[Records with interface code]
════════════════════
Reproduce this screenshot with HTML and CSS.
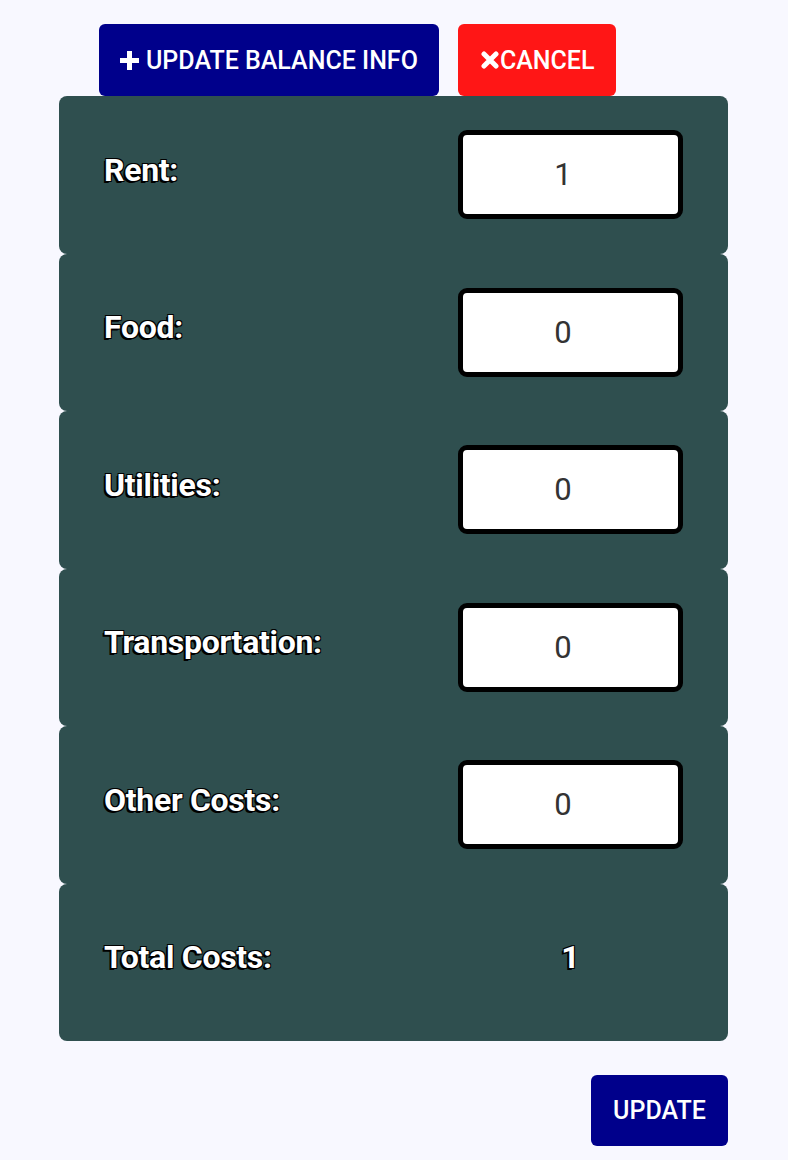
FILE: index.html
```html
<!DOCTYPE html>
<html>
<head>
<meta charset="utf-8">
<link rel="stylesheet" href="styles.css">
</head>
<body>
<div class="page">
  <div class="actions">
    <button class="btn btn-blue"><svg class="ico" width="19" height="19" viewBox="0 0 19 19"><path d="M7 0h5v7h7v5h-7v7h-5v-7h-7v-5h7z" fill="#fff"/></svg>UPDATE BALANCE INFO</button>
    <button class="btn btn-red btn-cancel"><svg class="ico-x" width="18" height="18" viewBox="0 0 18 18"><path d="M3 3L15 15M15 3L3 15" stroke="#fff" stroke-width="5" stroke-linecap="round"/></svg>CANCEL</button>
  </div>
  <div class="card"><span class="label">Rent:</span><input class="field" type="number" value="1"></div>
  <div class="card"><span class="label">Food:</span><input class="field" type="number" value="0"></div>
  <div class="card"><span class="label">Utilities:</span><input class="field" type="number" value="0"></div>
  <div class="card"><span class="label">Transportation:</span><input class="field" type="number" value="0"></div>
  <div class="card"><span class="label">Other Costs:</span><input class="field" type="number" value="0"></div>
  <div class="card"><span class="label">Total Costs:</span><span class="total">1</span></div>
  <div class="footer"><button class="btn btn-blue btn-update">UPDATE</button></div>
</div>
</body>
</html>
```
FILE: styles.css
```css
html, body {
  margin: 0;
  padding: 0;
  background: #f8f8ff;
  font-family: Roboto, "Liberation Sans", sans-serif;
}
.page {
  width: 669px;
  margin: 0 0 0 59px;
  padding-top: 24px;
}
.actions {
  display: flex;
  gap: 19px;
  margin-left: 40px;
}
.btn {
  height: 72px;
  border: none;
  border-radius: 6px;
  color: #fff;
  font-family: Roboto, "Liberation Sans", sans-serif;
  font-size: 25px;
  font-weight: 500;
  padding: 0 21px;
  display: flex;
  align-items: center;
  cursor: pointer;
}
.btn-blue { background: #00008b; }
.btn-red { background: #ff1616; }
.btn-cancel { padding: 0 22px 0 23px; }
.ico { margin-right: 7px; }
.ico-x { margin-right: 1px; }
.card {
  height: 157.5px;
  box-sizing: border-box;
  background: #2f4f4f;
  border-radius: 8px;
  padding: 0 45px;
  display: flex;
  align-items: center;
  justify-content: space-between;
}
.label {
  color: #fff;
  font-size: 32px;
  font-weight: 700;
  letter-spacing: -0.3px;
  margin-bottom: 10px;
  text-shadow: -1px 1px 0 #000, 1px 1px 0 #000, -1px -1px 0 #000, 1px -1px 0 #000, -2px 2px 0 #000;
}
.field {
  width: 225px;
  height: 89px;
  box-sizing: border-box;
  border: 5px solid #000;
  border-radius: 9px;
  background: #fff;
  text-align: center;
  font-family: Roboto, "Liberation Sans", sans-serif;
  font-size: 31px;
  font-weight: 400;
  color: #333;
  outline: none;
}
.total {
  width: 225px;
  text-align: center;
  color: #fff;
  font-size: 32px;
  font-weight: 700;
  margin-bottom: 10px;
  text-shadow: -1px 1px 0 #000, 1px 1px 0 #000, -1px -1px 0 #000, 1px -1px 0 #000, -2px 2px 0 #000;
}
.footer {
  display: flex;
  justify-content: flex-end;
  margin-top: 34px;
}
.btn-update {
  height: 71px;
  width: 137px;
  justify-content: center;
  padding: 0;
}
```
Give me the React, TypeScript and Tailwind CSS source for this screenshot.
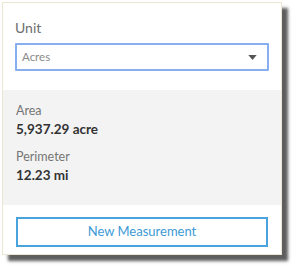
import React from "react";

export default function App() {
  return (
    <div className="w-[294px] h-[266px] bg-white pl-[2px] pt-[2px]" style={{ fontFamily: "Lato, 'Noto Sans', sans-serif" }}>
      <div className="w-[280px] h-[253px] bg-white border border-[#ebe7d2] shadow-[6px_6px_3px_rgba(40,40,40,0.75)] flex flex-col">
        <div className="px-[12px] pt-[16px] pb-[19px] flex flex-col">
          <div className="text-[14px] leading-[18px] text-[#6e6e6e]">Unit</div>
          <div className="mt-[6px] h-[28px] border-2 border-[#86aef0] rounded-[1px] flex items-center justify-between pl-[5px] pr-[10px]">
            <span className="text-[11.5px] text-[#8a8a8a]">Acres</span>
            <svg width="9" height="5" viewBox="0 0 10 6"><path d="M0 0 L10 0 L5 6 Z" fill="#555" /></svg>
          </div>
        </div>
        <div className="bg-[#f3f3f3] h-[115px] px-[13px] pt-[12px] flex flex-col">
          <div className="text-[12.5px] leading-[18px] text-[#757575]">Area</div>
          <div className="text-[13.5px] leading-[18px] font-bold text-[#333]">5,937.29 acre</div>
          <div className="mt-[10px] text-[12.5px] leading-[18px] text-[#757575]">Perimeter</div>
          <div className="text-[13.5px] leading-[18px] font-bold text-[#333]">12.23 mi</div>
        </div>
        <div className="px-[13px] pt-[12px]">
          <div className="h-[30px] border-2 border-[#4aa3dc] flex items-center justify-center text-[13px] text-[#3d9ad6]">
            New Measurement
          </div>
        </div>
      </div>
    </div>
  );
}
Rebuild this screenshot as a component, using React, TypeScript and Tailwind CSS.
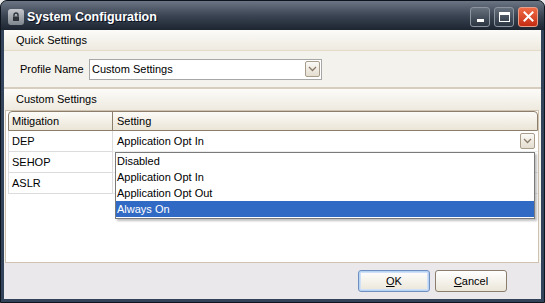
import React from "react";

const Chevron = () => (
  <svg width="9" height="6" viewBox="0 0 9 6" className="block">
    <path d="M1 1 L4.5 4.5 L8 1" fill="none" stroke="#8a7a68" strokeWidth="1.3" />
  </svg>
);

const DropBtn = () => (
  <div className="w-[15px] h-[16px] rounded-[2px] border border-[#a89c8a] bg-gradient-to-b from-[#fbfaf7] to-[#e4ddcf] flex items-center justify-center">
    <Chevron />
  </div>
);

export default function App() {
  return (
    <div className="w-[545px] h-[303px] bg-[#e8e8e8] text-[11px] text-black" style={{ fontFamily: '"Liberation Sans", Arial, sans-serif' }}>
      <div className="w-full h-full rounded-t-[7px] bg-[#33435a] border border-[#0f151e] flex flex-col overflow-hidden">
        {/* Title bar */}
        <div className="h-[29px] shrink-0 flex items-center bg-gradient-to-b from-[#6b7583] via-[#3b4553] to-[#1d2531] pl-[7px] pr-[6px]">
          <div className="mt-[2px] w-[16px] h-[16px] rounded-[3px] bg-gradient-to-b from-[#c5c9ce] to-[#80868e] flex items-center justify-center">
            <svg width="10" height="10" viewBox="0 0 10 10">
              <path d="M3 4.5 V3 a2 2 0 0 1 4 0 V4.5" fill="none" stroke="#2e333a" strokeWidth="1.4" />
              <rect x="2" y="4.5" width="6" height="4.5" fill="#2e333a" />
            </svg>
          </div>
          <div className="ml-[3px] mt-[3px] text-white font-bold text-[12.5px]" style={{ textShadow: "1px 1px 0 #0a1020" }}>
            System Configuration
          </div>
          <div className="ml-auto mt-[2px] flex gap-[4px]">
            <div className="w-[20px] h-[20px] rounded-[3px] border border-[#8b949f] bg-gradient-to-b from-[#67717e] to-[#2c3542] flex items-end justify-center pb-[4px]">
              <div className="w-[7px] h-[3px] bg-white" />
            </div>
            <div className="w-[20px] h-[20px] rounded-[3px] border border-[#8b949f] bg-gradient-to-b from-[#67717e] to-[#2c3542] flex items-center justify-center">
              <div className="w-[11px] h-[10px] border border-white border-t-[3px]" />
            </div>
            <div className="w-[20px] h-[20px] rounded-[3px] border border-[#e9a08a] bg-gradient-to-b from-[#f06a45] to-[#c52a0f] flex items-center justify-center">
              <svg width="11" height="11" viewBox="0 0 11 11">
                <path d="M1.5 1.5 L9.5 9.5 M9.5 1.5 L1.5 9.5" stroke="white" strokeWidth="2" strokeLinecap="square" />
              </svg>
            </div>
          </div>
        </div>

        {/* Client area */}
        <div className="flex-1 mx-[3px] mb-[3px] flex flex-col bg-[#f4f2ec]">
          <div className="h-[21px] shrink-0 border-b border-[#e3dac8] bg-gradient-to-b from-[#fcfbf8] to-[#eeeae0] flex items-center pl-[12px]">
            Quick Settings
          </div>
          <div className="h-[36px] shrink-0 flex items-center pl-[16px] bg-[#f4f2ec]">
            <span className="w-[69px]">Profile Name</span>
            <div className="w-[233px] h-[21px] border border-[#a7a7a7] bg-white flex items-center pl-[2px] pr-[1px]">
              <span className="flex-1">Custom Settings</span>
              <DropBtn />
            </div>
          </div>
          <div className="h-[2px] shrink-0 bg-[#d6cdbe]" />
          <div className="h-[21px] shrink-0 bg-gradient-to-b from-[#fcfbf8] to-[#eeeae0] flex items-center pl-[12px]">
            Custom Settings
          </div>

          {/* Grid */}
          <div className="relative flex-1 ml-px mr-[2px] border border-[#cfc3b0] bg-white pl-[2px] flex flex-col">
            <div className="h-[20px] shrink-0 flex border border-[#8c7e6c] rounded-t-[4px] bg-gradient-to-b from-[#fcfbf7] to-[#ebe5d7]">
              <div className="w-[104px] border-r border-[#8c7e6c] flex items-center pl-[3px]">Mitigation</div>
              <div className="flex-1 flex items-center pl-[4px]">Setting</div>
            </div>
            {[
              ["DEP", true],
              ["SEHOP", false],
              ["ASLR", false],
            ].map(([name, active]) => (
              <div key={name as string} className="h-[21px] shrink-0 flex">
                <div className="w-[105px] border-l border-r border-b border-[#dcdcdc] flex items-center pl-[3px]">{name}</div>
                <div className="flex-1 flex items-center pl-[4px] pr-[3px] border-b border-[#ececec]">
                  {active ? (
                    <>
                      <span className="flex-1">Application Opt In</span>
                      <DropBtn />
                    </>
                  ) : null}
                </div>
              </div>
            ))}

            {/* Dropdown list overlay */}
            <div className="absolute left-[109px] top-[41px] w-[420px] border border-[#7a7a7a] bg-white shadow-[2px_2px_2px_rgba(0,0,0,0.25)] pb-px">
              <div className="h-[16px] flex items-center pl-[1px]">Disabled</div>
              <div className="h-[16px] flex items-center pl-[1px]">Application Opt In</div>
              <div className="h-[16px] flex items-center pl-[1px]">Application Opt Out</div>
              <div className="h-[16px] flex items-center pl-[1px] bg-[#316ac5] text-white">Always On</div>
            </div>
          </div>

          {/* Bottom buttons */}
          <div className="h-[36px] shrink-0 bg-[#ebe8eb] flex justify-end items-start pt-[7px] pr-[34px] gap-[5px]">
            <button className="w-[72px] h-[22px] rounded-[3px] border border-[#6f8fbf] bg-gradient-to-b from-white to-[#ebe6d8] shadow-[inset_0_0_0_1px_#b9d3f5,inset_0_0_0_2px_#cfe0f8] flex items-center justify-center">
              <span><u>O</u>K</span>
            </button>
            <button className="w-[72px] h-[22px] rounded-[3px] border border-[#8a7d6c] bg-gradient-to-b from-white to-[#ebe6d8] flex items-center justify-center">
              <span><u>C</u>ancel</span>
            </button>
          </div>
        </div>
      </div>
    </div>
  );
}
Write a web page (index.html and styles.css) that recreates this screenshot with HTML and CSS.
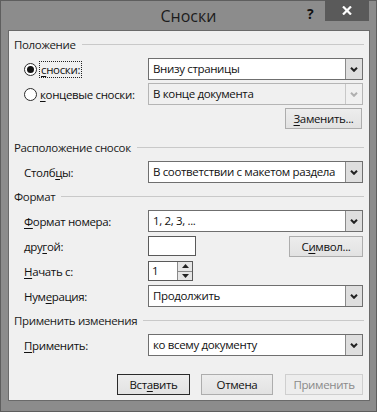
FILE: index.html
```html
<!DOCTYPE html>
<html lang="ru">
  <head>
    <meta charset="utf-8" />
    <title>Сноски</title>
    <link rel="stylesheet" href="styles.css">
  </head>
  <body>
    <div class="window">
      <div class="titlebar">
        <span class="title">Сноски</span>
        <span class="help">?</span>
        <span class="close">
          <svg width="10" height="9" viewBox="0 0 10 9"><path d="M1 0.5 L9 8.5 M9 0.5 L1 8.5" stroke="#fff" stroke-width="2.2"/></svg>
        </span>
      </div>

      <form class="panel">
        <div class="group-head">Положение</div>
        <div class="row">
          <label class="label radio-label">
            <span class="radio checked"></span>
            <span class="focus"><u>с</u>носки:</span>
          </label>
          <div class="select">
            <span class="value">Внизу страницы</span>
            <span class="arrow"><svg width="8" height="5" viewBox="0 0 8 5"><path d="M1 0.8 L4 3.8 L7 0.8" fill="none" stroke="#222" stroke-width="2"/></svg></span>
          </div>
        </div>
        <div class="row">
          <label class="label radio-label">
            <span class="radio"></span>
            <span><u>к</u>онцевые сноски:</span>
          </label>
          <div class="select disabled">
            <span class="value">В конце документа</span>
            <span class="arrow"><svg width="8" height="5" viewBox="0 0 8 5"><path d="M1 0.8 L4 3.8 L7 0.8" fill="none" stroke="#b0b0b0" stroke-width="2"/></svg></span>
          </div>
        </div>
        <div class="row-btn">
          <button type="button" class="btn btn-replace"><u>З</u>аменить...</button>
        </div>

        <div class="group-head group-next">Расположение сносок</div>
        <div class="row">
          <span class="label">Столб<u>ц</u>ы:</span>
          <div class="select">
            <span class="value">В соответствии с макетом раздела</span>
            <span class="arrow"><svg width="8" height="5" viewBox="0 0 8 5"><path d="M1 0.8 L4 3.8 L7 0.8" fill="none" stroke="#222" stroke-width="2"/></svg></span>
          </div>
        </div>

        <div class="group-head group-tight">Формат</div>
        <div class="row">
          <span class="label"><u>Ф</u>ормат номера:</span>
          <div class="select">
            <span class="value">1, 2, 3, ...</span>
            <span class="arrow"><svg width="8" height="5" viewBox="0 0 8 5"><path d="M1 0.8 L4 3.8 L7 0.8" fill="none" stroke="#222" stroke-width="2"/></svg></span>
          </div>
        </div>
        <div class="row">
          <span class="label">дру<u>г</u>ой:</span>
          <span class="input-small"></span>
          <button type="button" class="btn btn-symbol">С<u>и</u>мвол...</button>
        </div>
        <div class="row">
          <span class="label"><u>Н</u>ачать с:</span>
          <div class="spin">
            <span class="spin-value">1</span>
            <span class="spin-btns">
              <span class="spin-btn"><svg width="7" height="4" viewBox="0 0 7 4"><path d="M0 4 L3.5 0 L7 4 Z" fill="#222"/></svg></span>
              <span class="spin-btn"><svg width="7" height="4" viewBox="0 0 7 4"><path d="M0 0 L3.5 4 L7 0 Z" fill="#222"/></svg></span>
            </span>
          </div>
        </div>
        <div class="row">
          <span class="label">Нум<u>е</u>рация:</span>
          <div class="select">
            <span class="value">Продолжить</span>
            <span class="arrow"><svg width="8" height="5" viewBox="0 0 8 5"><path d="M1 0.8 L4 3.8 L7 0.8" fill="none" stroke="#222" stroke-width="2"/></svg></span>
          </div>
        </div>

        <div class="group-head group-tight">Применить изменения</div>
        <div class="row">
          <span class="label"><u>П</u>рименить:</span>
          <div class="select">
            <span class="value">ко всему документу</span>
            <span class="arrow"><svg width="8" height="5" viewBox="0 0 8 5"><path d="M1 0.8 L4 3.8 L7 0.8" fill="none" stroke="#222" stroke-width="2"/></svg></span>
          </div>
        </div>

        <div class="actions">
          <button type="button" class="btn btn-default">Вст<u>а</u>вить</button>
          <button type="button" class="btn btn-cancel">Отмена</button>
          <button type="button" class="btn btn-disabled">Применить</button>
        </div>
      </form>
    </div>
  </body>
</html>
```

FILE: styles.css
```css
/* Word "Сноски" dialog, Windows 8 look, greyscale */
body {
  margin: 0;
  background: #8c8c8c;
}

.window {
  width: 375px;
  height: 410px;
  background: #8c8c8c;
  border: 1px solid #5e5e5e;
  font-family: "Open Sans", "Noto Sans", sans-serif;
  font-size: 11.5px;
  letter-spacing: -0.35px;
  color: #111;
}

.titlebar {
  position: relative;
  height: 29px;
}

.title {
  display: block;
  text-align: center;
  font-size: 16px;
  letter-spacing: 0;
  line-height: 30px;
  color: #1c1c1c;
}

.help {
  position: absolute;
  left: 306px;
  top: 3px;
  font-weight: bold;
  font-size: 14px;
  color: #111;
}

.close {
  position: absolute;
  left: 324px;
  top: -1px;
  width: 44px;
  height: 21px;
  background: #5a5a5a;
  display: flex;
  align-items: center;
  justify-content: center;
}

.panel {
  margin: 0 6px 0 7px;
  height: 364px;
  background: #f0f0f0;
  border: 1px solid #6a6a6a;
  padding: 5px 6px 0 5px;
}

.group-head {
  display: flex;
  align-items: center;
  height: 16px;
  color: #1a1a1a;
}

.group-head::after {
  content: "";
  flex: 1;
  height: 1px;
  background: #c9c9c9;
  margin-left: 6px;
  margin-right: -1px;
}

.group-next {
  margin-top: 10px;
}

.group-tight {
  margin-top: 5px;
}

.row {
  display: flex;
  align-items: center;
  height: 22px;
  margin-top: 3px;
}

.group-head + .row {
  margin-top: 6px;
}

.label {
  width: 124px;
  margin-left: 10px;
  white-space: nowrap;
}

.radio-label {
  display: flex;
  align-items: center;
}

.radio {
  width: 11px;
  height: 11px;
  border: 1px solid #2b2b2b;
  border-radius: 50%;
  background: #fff;
  margin-right: 3px;
  position: relative;
}

.radio.checked::after {
  content: "";
  position: absolute;
  left: 2px;
  top: 2px;
  width: 7px;
  height: 7px;
  border-radius: 50%;
  background: #111;
}

.focus {
  outline: 1px dotted #222;
  outline-offset: 0;
  padding: 0 1px;
  line-height: 15px;
}

u {
  text-decoration-thickness: 1px;
  text-underline-offset: 2px;
}

.select {
  flex: 1;
  display: flex;
  height: 20px;
  border: 1px solid #6f6f6f;
  background: #fff;
}

.select .value {
  flex: 1;
  padding-left: 4px;
  line-height: 20px;
  white-space: nowrap;
  overflow: hidden;
}

.select .arrow {
  width: 16px;
  border-left: 1px solid #8a8a8a;
  background: #dedede;
  display: flex;
  align-items: center;
  justify-content: center;
}

.select.disabled {
  background: #f0f0f0;
  border-color: #b5b5b5;
}

.select.disabled .arrow {
  background: #f0f0f0;
  border-left-color: #c8c8c8;
}

.input-small {
  width: 46px;
  height: 18px;
  border: 1px solid #5a5a5a;
  background: #fff;
}

.spin {
  display: flex;
  width: 43px;
  height: 18px;
  border: 1px solid #5a5a5a;
  background: #fff;
}

.spin-value {
  flex: 1;
  padding-left: 3px;
  line-height: 18px;
}

.spin-btns {
  display: flex;
  flex-direction: column;
  width: 14px;
  border-left: 1px solid #8a8a8a;
}

.spin-btn {
  flex: 1;
  background: #e6e6e6;
  display: flex;
  align-items: center;
  justify-content: center;
}

.spin-btn + .spin-btn {
  border-top: 1px solid #8a8a8a;
}

.btn {
  height: 21px;
  padding: 0;
  border: 1px solid #adadad;
  background: linear-gradient(#ededed, #e2e2e2);
  font-family: inherit;
  font-size: 11.5px;
  letter-spacing: inherit;
  color: #111;
}

.row-btn {
  display: flex;
  justify-content: flex-end;
  margin-top: 3px;
}

.btn-replace {
  width: 77px;
  margin-right: 1px;
}

.btn-symbol {
  width: 74px;
  margin-left: auto;
  height: 21px;
}

.actions {
  display: flex;
  justify-content: flex-end;
  gap: 11px;
  margin-top: 18px;
}

.btn-default {
  width: 73px;
  border-color: #2a2a2a;
}

.btn-cancel {
  width: 72px;
  margin-right: 1px;
}

.btn-disabled {
  width: 78px;
  border-color: #cfcfcf;
  background: #ededed;
  color: #8a8a8a;
}
```
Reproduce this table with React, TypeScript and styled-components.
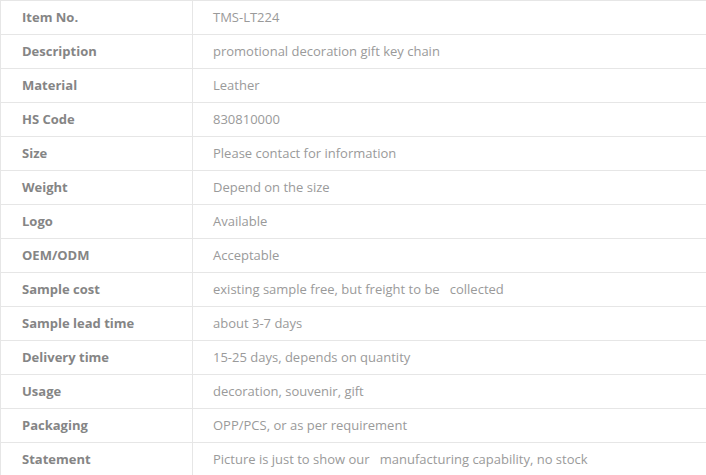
import React from "react";
import styled, { createGlobalStyle } from "styled-components";

const Global = createGlobalStyle`
  html, body { margin: 0; padding: 0; background: #fff; }
  body { font-family: "Open Sans", "DejaVu Sans", sans-serif; overflow: hidden; }
`;

const Table = styled.table`
  border-collapse: collapse;
  width: 100%;
  table-layout: fixed;
  font-size: 13px;
`;

const Row = styled.tr`
  height: 34px;
`;

const Cell = styled.td<{ $label?: boolean }>`
  border: 1px solid #e6e6e6;
  padding: 0 0 2px ${(p) => (p.$label ? "21px" : "20px")};
  height: 33px;
  box-sizing: border-box;
  width: ${(p) => (p.$label ? "192px" : "auto")};
  color: ${(p) => (p.$label ? "#858585" : "#9a9a9a")};
  font-weight: ${(p) => (p.$label ? 700 : 400)};
  white-space: pre;
  vertical-align: middle;
  line-height: 18px;
  &:last-child { border-right: none; }
`;

const rows: [string, string][] = [
  ["Item No.", "TMS-LT224"],
  ["Description", "promotional decoration gift key chain"],
  ["Material", "Leather"],
  ["HS Code", "830810000"],
  ["Size", "Please contact for information"],
  ["Weight", "Depend on the size"],
  ["Logo", "Available"],
  ["OEM/ODM", "Acceptable"],
  ["Sample cost", "existing sample free, but freight to be   collected"],
  ["Sample lead time", "about 3-7 days"],
  ["Delivery time", "15-25 days, depends on quantity"],
  ["Usage", "decoration, souvenir, gift"],
  ["Packaging", "OPP/PCS, or as per requirement"],
  ["Statement", "Picture is just to show our   manufacturing capability, no stock"],
];

export default function App() {
  return (
    <>
      <Global />
      <Table>
        <tbody>
          {rows.map(([k, v]) => (
            <Row key={k}>
              <Cell $label>{k}</Cell>
              <Cell>{v}</Cell>
            </Row>
          ))}
        </tbody>
      </Table>
    </>
  );
}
════════════════════
> **DIRECTIONS FOR THIS TASK**: Of all the lines above, how many contain the word "styles"? Give the number and nothing else.

> **CORRECT ANSWER**: 5